> [YOUR OBJECTIVE]:
Repeat the listing exactly as given, omitting every image.

> [GIVEN INFORMATION]:

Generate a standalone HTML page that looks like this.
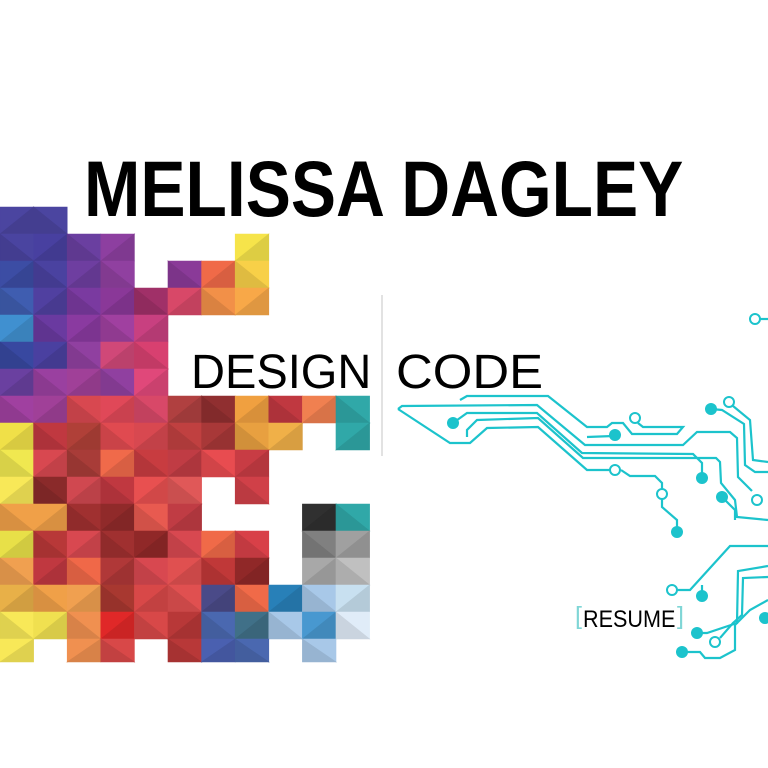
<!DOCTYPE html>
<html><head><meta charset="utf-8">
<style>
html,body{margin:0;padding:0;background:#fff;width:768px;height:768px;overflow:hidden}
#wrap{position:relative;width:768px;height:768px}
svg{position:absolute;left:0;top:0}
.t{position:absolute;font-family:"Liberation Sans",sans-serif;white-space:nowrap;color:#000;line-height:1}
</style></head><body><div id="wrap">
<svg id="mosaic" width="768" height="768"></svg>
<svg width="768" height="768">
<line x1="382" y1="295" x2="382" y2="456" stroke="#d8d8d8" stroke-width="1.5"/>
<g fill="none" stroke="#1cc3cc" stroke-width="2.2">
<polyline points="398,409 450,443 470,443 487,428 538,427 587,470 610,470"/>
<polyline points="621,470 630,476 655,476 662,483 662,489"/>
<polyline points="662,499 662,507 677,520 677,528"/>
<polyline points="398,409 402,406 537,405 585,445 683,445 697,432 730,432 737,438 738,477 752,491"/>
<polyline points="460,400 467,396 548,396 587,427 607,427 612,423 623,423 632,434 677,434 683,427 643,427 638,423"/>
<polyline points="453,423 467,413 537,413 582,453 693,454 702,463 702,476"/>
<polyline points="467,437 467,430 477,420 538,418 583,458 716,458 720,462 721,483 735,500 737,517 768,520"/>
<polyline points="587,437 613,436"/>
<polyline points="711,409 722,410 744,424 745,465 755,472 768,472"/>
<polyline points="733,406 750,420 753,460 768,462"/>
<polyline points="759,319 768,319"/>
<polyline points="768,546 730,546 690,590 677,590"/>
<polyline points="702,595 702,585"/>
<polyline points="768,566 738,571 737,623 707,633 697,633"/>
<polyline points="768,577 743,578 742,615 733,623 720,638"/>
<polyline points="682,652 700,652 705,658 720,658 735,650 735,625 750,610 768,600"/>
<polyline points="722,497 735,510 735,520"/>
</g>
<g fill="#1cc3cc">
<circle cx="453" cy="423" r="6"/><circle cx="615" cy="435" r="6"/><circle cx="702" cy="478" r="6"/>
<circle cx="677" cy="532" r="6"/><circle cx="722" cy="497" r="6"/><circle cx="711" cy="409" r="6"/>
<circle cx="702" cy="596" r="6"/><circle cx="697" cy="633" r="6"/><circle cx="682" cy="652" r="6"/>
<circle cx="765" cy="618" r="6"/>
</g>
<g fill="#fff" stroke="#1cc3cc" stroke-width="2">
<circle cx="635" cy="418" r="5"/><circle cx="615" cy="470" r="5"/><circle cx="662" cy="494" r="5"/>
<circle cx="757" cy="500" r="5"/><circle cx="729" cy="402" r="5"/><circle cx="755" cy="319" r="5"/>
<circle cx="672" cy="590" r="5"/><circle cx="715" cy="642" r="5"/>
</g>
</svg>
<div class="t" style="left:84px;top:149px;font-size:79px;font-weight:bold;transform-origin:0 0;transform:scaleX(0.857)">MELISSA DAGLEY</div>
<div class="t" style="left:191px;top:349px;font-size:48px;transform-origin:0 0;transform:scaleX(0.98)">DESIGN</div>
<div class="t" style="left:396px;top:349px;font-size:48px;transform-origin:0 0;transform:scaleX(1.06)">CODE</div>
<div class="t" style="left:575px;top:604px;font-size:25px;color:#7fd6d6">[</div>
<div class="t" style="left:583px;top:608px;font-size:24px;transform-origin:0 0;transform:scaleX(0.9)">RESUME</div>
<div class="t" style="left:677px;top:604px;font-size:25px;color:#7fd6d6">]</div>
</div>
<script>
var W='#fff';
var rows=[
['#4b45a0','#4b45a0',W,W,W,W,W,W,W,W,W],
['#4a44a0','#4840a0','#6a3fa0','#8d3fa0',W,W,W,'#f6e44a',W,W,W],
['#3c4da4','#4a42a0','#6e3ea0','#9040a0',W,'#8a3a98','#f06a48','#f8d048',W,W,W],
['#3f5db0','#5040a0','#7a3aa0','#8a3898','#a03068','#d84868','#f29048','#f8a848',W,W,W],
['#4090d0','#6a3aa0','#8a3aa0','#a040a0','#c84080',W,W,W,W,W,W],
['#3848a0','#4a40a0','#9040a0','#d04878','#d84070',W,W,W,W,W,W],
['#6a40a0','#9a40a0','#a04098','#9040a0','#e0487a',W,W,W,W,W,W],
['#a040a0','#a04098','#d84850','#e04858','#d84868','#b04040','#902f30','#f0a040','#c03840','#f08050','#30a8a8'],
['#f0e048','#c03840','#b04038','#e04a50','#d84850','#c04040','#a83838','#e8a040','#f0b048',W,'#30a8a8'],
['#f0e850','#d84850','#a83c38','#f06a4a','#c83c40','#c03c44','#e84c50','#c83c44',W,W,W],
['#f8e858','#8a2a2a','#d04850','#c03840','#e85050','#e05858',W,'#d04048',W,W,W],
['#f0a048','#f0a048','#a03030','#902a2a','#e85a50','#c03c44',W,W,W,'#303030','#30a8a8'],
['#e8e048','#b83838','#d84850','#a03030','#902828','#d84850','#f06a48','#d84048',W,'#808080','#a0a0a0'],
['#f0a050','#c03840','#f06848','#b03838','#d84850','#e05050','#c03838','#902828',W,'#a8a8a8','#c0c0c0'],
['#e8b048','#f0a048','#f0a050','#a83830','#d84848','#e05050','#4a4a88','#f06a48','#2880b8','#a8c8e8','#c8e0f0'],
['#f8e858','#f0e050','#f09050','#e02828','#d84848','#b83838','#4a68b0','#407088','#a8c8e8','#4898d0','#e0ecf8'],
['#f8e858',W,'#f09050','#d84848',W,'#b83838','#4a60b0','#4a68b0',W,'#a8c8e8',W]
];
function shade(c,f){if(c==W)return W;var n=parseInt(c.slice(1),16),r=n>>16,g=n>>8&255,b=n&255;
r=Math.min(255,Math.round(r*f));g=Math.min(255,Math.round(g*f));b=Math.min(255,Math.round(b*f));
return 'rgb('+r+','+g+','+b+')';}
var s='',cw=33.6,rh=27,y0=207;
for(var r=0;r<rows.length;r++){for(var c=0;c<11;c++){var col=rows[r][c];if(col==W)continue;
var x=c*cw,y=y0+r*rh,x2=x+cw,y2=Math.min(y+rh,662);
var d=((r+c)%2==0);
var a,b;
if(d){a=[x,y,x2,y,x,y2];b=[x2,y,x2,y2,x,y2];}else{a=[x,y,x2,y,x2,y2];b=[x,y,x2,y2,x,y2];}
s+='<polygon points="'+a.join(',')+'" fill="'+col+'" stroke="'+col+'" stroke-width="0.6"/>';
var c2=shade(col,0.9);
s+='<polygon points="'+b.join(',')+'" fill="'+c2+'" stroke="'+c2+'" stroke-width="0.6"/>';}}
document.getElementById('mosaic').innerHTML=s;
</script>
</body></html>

> [THE RESPONSE]:
Generate a standalone HTML page that looks like this.
<!DOCTYPE html>
<html><head><meta charset="utf-8">
<style>
html,body{margin:0;padding:0;background:#fff;width:768px;height:768px;overflow:hidden}
#wrap{position:relative;width:768px;height:768px}
svg{position:absolute;left:0;top:0}
.t{position:absolute;font-family:"Liberation Sans",sans-serif;white-space:nowrap;color:#000;line-height:1}
</style></head><body><div id="wrap">
<svg id="mosaic" width="768" height="768"></svg>
<svg width="768" height="768">
<line x1="382" y1="295" x2="382" y2="456" stroke="#d8d8d8" stroke-width="1.5"/>
<g fill="none" stroke="#1cc3cc" stroke-width="2.2">
<polyline points="398,409 450,443 470,443 487,428 538,427 587,470 610,470"/>
<polyline points="621,470 630,476 655,476 662,483 662,489"/>
<polyline points="662,499 662,507 677,520 677,528"/>
<polyline points="398,409 402,406 537,405 585,445 683,445 697,432 730,432 737,438 738,477 752,491"/>
<polyline points="460,400 467,396 548,396 587,427 607,427 612,423 623,423 632,434 677,434 683,427 643,427 638,423"/>
<polyline points="453,423 467,413 537,413 582,453 693,454 702,463 702,476"/>
<polyline points="467,437 467,430 477,420 538,418 583,458 716,458 720,462 721,483 735,500 737,517 768,520"/>
<polyline points="587,437 613,436"/>
<polyline points="711,409 722,410 744,424 745,465 755,472 768,472"/>
<polyline points="733,406 750,420 753,460 768,462"/>
<polyline points="759,319 768,319"/>
<polyline points="768,546 730,546 690,590 677,590"/>
<polyline points="702,595 702,585"/>
<polyline points="768,566 738,571 737,623 707,633 697,633"/>
<polyline points="768,577 743,578 742,615 733,623 720,638"/>
<polyline points="682,652 700,652 705,658 720,658 735,650 735,625 750,610 768,600"/>
<polyline points="722,497 735,510 735,520"/>
</g>
<g fill="#1cc3cc">
<circle cx="453" cy="423" r="6"/><circle cx="615" cy="435" r="6"/><circle cx="702" cy="478" r="6"/>
<circle cx="677" cy="532" r="6"/><circle cx="722" cy="497" r="6"/><circle cx="711" cy="409" r="6"/>
<circle cx="702" cy="596" r="6"/><circle cx="697" cy="633" r="6"/><circle cx="682" cy="652" r="6"/>
<circle cx="765" cy="618" r="6"/>
</g>
<g fill="#fff" stroke="#1cc3cc" stroke-width="2">
<circle cx="635" cy="418" r="5"/><circle cx="615" cy="470" r="5"/><circle cx="662" cy="494" r="5"/>
<circle cx="757" cy="500" r="5"/><circle cx="729" cy="402" r="5"/><circle cx="755" cy="319" r="5"/>
<circle cx="672" cy="590" r="5"/><circle cx="715" cy="642" r="5"/>
</g>
</svg>
<div class="t" style="left:84px;top:149px;font-size:79px;font-weight:bold;transform-origin:0 0;transform:scaleX(0.857)">MELISSA DAGLEY</div>
<div class="t" style="left:191px;top:349px;font-size:48px;transform-origin:0 0;transform:scaleX(0.98)">DESIGN</div>
<div class="t" style="left:396px;top:349px;font-size:48px;transform-origin:0 0;transform:scaleX(1.06)">CODE</div>
<div class="t" style="left:575px;top:604px;font-size:25px;color:#7fd6d6">[</div>
<div class="t" style="left:583px;top:608px;font-size:24px;transform-origin:0 0;transform:scaleX(0.9)">RESUME</div>
<div class="t" style="left:677px;top:604px;font-size:25px;color:#7fd6d6">]</div>
</div>
<script>
var W='#fff';
var rows=[
['#4b45a0','#4b45a0',W,W,W,W,W,W,W,W,W],
['#4a44a0','#4840a0','#6a3fa0','#8d3fa0',W,W,W,'#f6e44a',W,W,W],
['#3c4da4','#4a42a0','#6e3ea0','#9040a0',W,'#8a3a98','#f06a48','#f8d048',W,W,W],
['#3f5db0','#5040a0','#7a3aa0','#8a3898','#a03068','#d84868','#f29048','#f8a848',W,W,W],
['#4090d0','#6a3aa0','#8a3aa0','#a040a0','#c84080',W,W,W,W,W,W],
['#3848a0','#4a40a0','#9040a0','#d04878','#d84070',W,W,W,W,W,W],
['#6a40a0','#9a40a0','#a04098','#9040a0','#e0487a',W,W,W,W,W,W],
['#a040a0','#a04098','#d84850','#e04858','#d84868','#b04040','#902f30','#f0a040','#c03840','#f08050','#30a8a8'],
['#f0e048','#c03840','#b04038','#e04a50','#d84850','#c04040','#a83838','#e8a040','#f0b048',W,'#30a8a8'],
['#f0e850','#d84850','#a83c38','#f06a4a','#c83c40','#c03c44','#e84c50','#c83c44',W,W,W],
['#f8e858','#8a2a2a','#d04850','#c03840','#e85050','#e05858',W,'#d04048',W,W,W],
['#f0a048','#f0a048','#a03030','#902a2a','#e85a50','#c03c44',W,W,W,'#303030','#30a8a8'],
['#e8e048','#b83838','#d84850','#a03030','#902828','#d84850','#f06a48','#d84048',W,'#808080','#a0a0a0'],
['#f0a050','#c03840','#f06848','#b03838','#d84850','#e05050','#c03838','#902828',W,'#a8a8a8','#c0c0c0'],
['#e8b048','#f0a048','#f0a050','#a83830','#d84848','#e05050','#4a4a88','#f06a48','#2880b8','#a8c8e8','#c8e0f0'],
['#f8e858','#f0e050','#f09050','#e02828','#d84848','#b83838','#4a68b0','#407088','#a8c8e8','#4898d0','#e0ecf8'],
['#f8e858',W,'#f09050','#d84848',W,'#b83838','#4a60b0','#4a68b0',W,'#a8c8e8',W]
];
function shade(c,f){if(c==W)return W;var n=parseInt(c.slice(1),16),r=n>>16,g=n>>8&255,b=n&255;
r=Math.min(255,Math.round(r*f));g=Math.min(255,Math.round(g*f));b=Math.min(255,Math.round(b*f));
return 'rgb('+r+','+g+','+b+')';}
var s='',cw=33.6,rh=27,y0=207;
for(var r=0;r<rows.length;r++){for(var c=0;c<11;c++){var col=rows[r][c];if(col==W)continue;
var x=c*cw,y=y0+r*rh,x2=x+cw,y2=Math.min(y+rh,662);
var d=((r+c)%2==0);
var a,b;
if(d){a=[x,y,x2,y,x,y2];b=[x2,y,x2,y2,x,y2];}else{a=[x,y,x2,y,x2,y2];b=[x,y,x2,y2,x,y2];}
s+='<polygon points="'+a.join(',')+'" fill="'+col+'" stroke="'+col+'" stroke-width="0.6"/>';
var c2=shade(col,0.9);
s+='<polygon points="'+b.join(',')+'" fill="'+c2+'" stroke="'+c2+'" stroke-width="0.6"/>';}}
document.getElementById('mosaic').innerHTML=s;
</script>
</body></html>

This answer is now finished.